Another notorious rock moment happened during Alice Cooper's performance. Cooper leaned down close to the edge of the stage, holding up a pocket watch to the crowd. He began attempts to "hypnotize" audience members, repeating the phrase "Bodies ... need ... rest."

At that moment an accomplished marksman in the crowd lobbed a whole cake at Cooper, hitting him square in the face. Who has a whole cake on their person at a festival And why? Perhaps it was a baker on a day off or maybe it was the same person who had a big jar of peanut butter with them.

There were drugs around but few busts. This wasn't one of the hippies go wild on pot headline grabbing festivals. In fact, unlike so many, it finished on time at midnight. The trouble outside of the stadium was the post-festival focus of attention, which Billboard magazine said was engineered by a hoodlum element Yeah daddio, those hoodlums, they're so beastly.

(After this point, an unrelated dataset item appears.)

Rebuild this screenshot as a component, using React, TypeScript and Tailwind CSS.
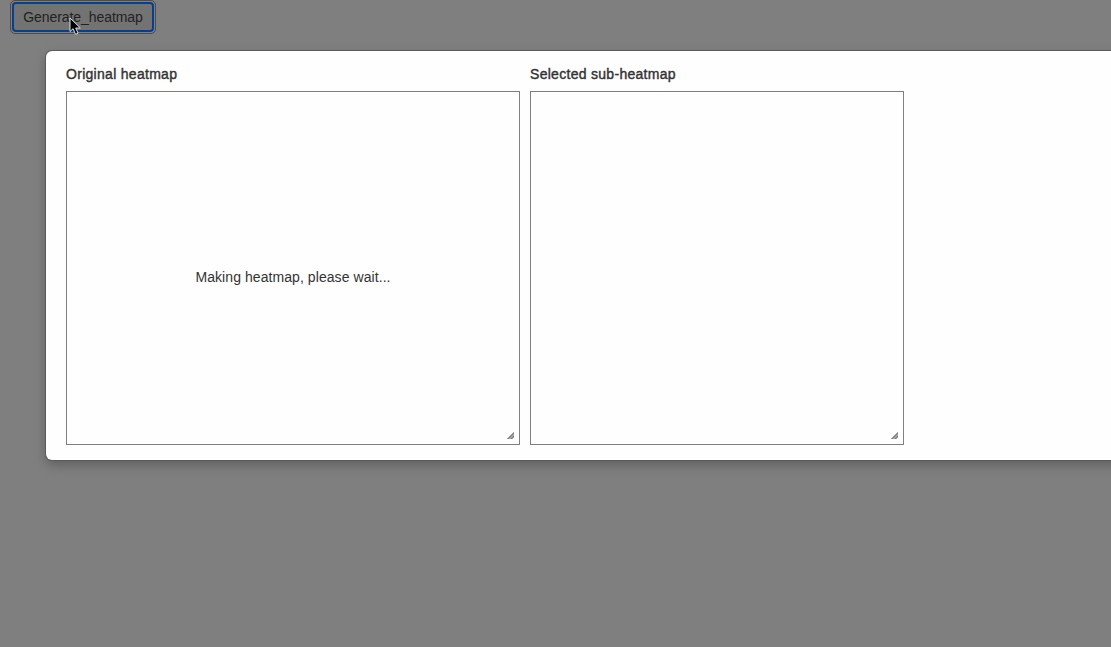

The Cincinnati Pop Festival is interesting in the history of festivals because as a one-dayer which made money (24,000 people paid $6.50 a head) it was the pre-curser of the big one-day festivals of the 70s. The more political end of the festival scene was still looking at an Aquarian happening for freaks. But this wasn't that, despite the pre-gig ads suggesting otherwise.

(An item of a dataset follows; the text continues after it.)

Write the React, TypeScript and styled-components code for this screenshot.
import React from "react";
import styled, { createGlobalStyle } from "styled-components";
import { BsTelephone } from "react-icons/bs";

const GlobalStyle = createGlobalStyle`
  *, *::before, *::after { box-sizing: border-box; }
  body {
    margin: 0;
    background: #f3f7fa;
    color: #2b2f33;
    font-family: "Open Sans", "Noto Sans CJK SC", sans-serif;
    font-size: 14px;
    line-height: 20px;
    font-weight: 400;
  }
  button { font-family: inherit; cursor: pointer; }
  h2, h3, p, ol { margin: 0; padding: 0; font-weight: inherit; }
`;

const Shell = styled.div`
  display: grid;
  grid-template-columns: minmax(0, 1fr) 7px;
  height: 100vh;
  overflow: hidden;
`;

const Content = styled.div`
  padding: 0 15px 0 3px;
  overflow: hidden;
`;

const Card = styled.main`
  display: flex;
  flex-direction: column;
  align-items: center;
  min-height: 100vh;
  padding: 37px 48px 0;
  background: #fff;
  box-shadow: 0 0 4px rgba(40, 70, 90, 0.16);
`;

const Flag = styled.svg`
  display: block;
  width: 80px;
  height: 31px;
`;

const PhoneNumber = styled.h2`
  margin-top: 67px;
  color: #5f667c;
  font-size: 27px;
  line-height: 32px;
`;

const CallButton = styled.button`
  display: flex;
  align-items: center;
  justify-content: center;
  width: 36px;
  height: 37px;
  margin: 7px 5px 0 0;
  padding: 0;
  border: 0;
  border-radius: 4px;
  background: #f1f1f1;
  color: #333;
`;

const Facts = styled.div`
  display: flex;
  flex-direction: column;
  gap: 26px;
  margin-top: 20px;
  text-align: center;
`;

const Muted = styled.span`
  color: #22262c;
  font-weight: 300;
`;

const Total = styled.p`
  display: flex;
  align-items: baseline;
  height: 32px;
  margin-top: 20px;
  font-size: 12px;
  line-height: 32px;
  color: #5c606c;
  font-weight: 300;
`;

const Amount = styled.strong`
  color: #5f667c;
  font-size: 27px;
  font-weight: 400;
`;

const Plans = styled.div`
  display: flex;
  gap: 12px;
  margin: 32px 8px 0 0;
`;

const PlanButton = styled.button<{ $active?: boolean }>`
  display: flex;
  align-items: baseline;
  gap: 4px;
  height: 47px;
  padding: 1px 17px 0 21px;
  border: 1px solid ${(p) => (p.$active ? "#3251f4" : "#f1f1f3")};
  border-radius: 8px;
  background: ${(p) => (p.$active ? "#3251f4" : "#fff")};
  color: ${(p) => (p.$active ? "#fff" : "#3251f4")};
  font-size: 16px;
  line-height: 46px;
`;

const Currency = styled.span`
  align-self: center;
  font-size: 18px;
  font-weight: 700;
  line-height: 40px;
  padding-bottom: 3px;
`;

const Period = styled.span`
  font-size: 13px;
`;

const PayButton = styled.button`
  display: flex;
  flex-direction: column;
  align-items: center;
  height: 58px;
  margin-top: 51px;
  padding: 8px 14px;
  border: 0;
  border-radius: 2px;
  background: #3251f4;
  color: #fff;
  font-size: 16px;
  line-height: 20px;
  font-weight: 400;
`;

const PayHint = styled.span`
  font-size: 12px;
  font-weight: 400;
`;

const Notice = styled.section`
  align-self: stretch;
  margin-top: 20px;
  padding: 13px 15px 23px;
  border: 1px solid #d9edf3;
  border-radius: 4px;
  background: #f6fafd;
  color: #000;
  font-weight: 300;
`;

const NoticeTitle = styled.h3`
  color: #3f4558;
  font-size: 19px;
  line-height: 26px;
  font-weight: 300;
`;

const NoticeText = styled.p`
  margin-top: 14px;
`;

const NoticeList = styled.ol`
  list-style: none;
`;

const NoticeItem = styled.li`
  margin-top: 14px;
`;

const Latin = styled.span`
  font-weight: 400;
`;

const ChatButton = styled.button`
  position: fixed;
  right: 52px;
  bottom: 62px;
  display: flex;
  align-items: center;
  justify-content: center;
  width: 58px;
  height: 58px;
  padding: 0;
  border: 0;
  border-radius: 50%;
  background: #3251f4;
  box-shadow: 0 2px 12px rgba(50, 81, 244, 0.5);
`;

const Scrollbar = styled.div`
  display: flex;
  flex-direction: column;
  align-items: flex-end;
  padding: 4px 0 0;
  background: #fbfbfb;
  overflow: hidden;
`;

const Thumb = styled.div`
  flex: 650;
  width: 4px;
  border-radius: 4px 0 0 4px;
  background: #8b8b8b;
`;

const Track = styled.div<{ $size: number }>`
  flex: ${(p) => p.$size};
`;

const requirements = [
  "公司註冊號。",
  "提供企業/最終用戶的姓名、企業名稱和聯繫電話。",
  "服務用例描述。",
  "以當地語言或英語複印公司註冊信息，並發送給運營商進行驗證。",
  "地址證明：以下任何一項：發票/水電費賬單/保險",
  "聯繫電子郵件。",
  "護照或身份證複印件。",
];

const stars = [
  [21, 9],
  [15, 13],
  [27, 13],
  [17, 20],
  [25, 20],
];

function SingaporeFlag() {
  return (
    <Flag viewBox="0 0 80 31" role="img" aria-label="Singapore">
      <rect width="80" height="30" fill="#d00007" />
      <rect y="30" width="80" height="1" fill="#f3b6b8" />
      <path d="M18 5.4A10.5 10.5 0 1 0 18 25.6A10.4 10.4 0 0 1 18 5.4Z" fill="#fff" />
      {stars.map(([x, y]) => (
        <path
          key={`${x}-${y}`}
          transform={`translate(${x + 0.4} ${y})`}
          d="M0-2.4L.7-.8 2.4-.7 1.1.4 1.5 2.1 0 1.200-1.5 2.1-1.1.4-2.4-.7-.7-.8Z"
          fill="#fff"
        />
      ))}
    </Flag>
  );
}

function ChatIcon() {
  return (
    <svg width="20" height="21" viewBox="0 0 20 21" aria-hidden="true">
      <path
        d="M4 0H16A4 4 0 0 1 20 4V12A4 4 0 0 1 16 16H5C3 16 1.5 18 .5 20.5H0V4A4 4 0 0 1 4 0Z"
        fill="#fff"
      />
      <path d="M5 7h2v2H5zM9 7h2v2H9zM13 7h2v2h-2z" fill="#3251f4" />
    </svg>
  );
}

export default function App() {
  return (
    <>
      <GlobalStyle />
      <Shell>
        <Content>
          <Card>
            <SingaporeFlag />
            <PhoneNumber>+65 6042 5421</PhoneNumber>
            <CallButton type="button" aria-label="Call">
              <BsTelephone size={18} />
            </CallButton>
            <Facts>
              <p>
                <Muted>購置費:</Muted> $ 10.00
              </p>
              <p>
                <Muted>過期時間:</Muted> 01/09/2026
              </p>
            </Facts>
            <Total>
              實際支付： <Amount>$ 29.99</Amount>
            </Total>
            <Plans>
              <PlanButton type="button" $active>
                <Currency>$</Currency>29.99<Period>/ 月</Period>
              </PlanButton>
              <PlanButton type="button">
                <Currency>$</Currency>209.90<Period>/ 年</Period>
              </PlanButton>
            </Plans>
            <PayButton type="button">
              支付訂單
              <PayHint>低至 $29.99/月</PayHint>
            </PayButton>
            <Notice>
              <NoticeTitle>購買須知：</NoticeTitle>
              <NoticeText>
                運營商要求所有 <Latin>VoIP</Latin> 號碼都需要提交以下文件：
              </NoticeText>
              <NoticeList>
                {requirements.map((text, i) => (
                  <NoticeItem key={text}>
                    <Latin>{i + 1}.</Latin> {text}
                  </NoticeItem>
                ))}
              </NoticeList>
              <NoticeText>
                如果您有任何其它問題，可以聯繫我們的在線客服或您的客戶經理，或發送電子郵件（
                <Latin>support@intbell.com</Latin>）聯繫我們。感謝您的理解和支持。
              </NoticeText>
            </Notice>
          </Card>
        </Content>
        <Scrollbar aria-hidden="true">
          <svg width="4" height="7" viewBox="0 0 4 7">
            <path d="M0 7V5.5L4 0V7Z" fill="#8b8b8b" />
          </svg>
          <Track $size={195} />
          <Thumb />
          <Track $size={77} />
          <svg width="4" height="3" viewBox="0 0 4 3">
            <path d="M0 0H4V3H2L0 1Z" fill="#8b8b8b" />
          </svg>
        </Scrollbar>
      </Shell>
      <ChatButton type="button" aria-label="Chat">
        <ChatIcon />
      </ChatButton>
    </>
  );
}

The TV show made out of the festival is hilarious in that the presenters are all self-evidently Mr Straights (no women, of course) in garish polyester jackets, who nonetheless are determined not to appear too unhip, so have collars unfastened. Yeah, take that pigs! They seem to be getting down, in an uptight sort of way. It's easy to imagine them sipping big glasses of brandy, smoking a Marlbro off-camera and squinting at the stage as another troupe of long-haired musicians play and feeling like it was more akin to a circus than a music show.

The Cincinnati Pop Festival 1970 is available on a DVD called Midsummer Rock and if you're a connoisseur of this era, you owe to yourself to see it.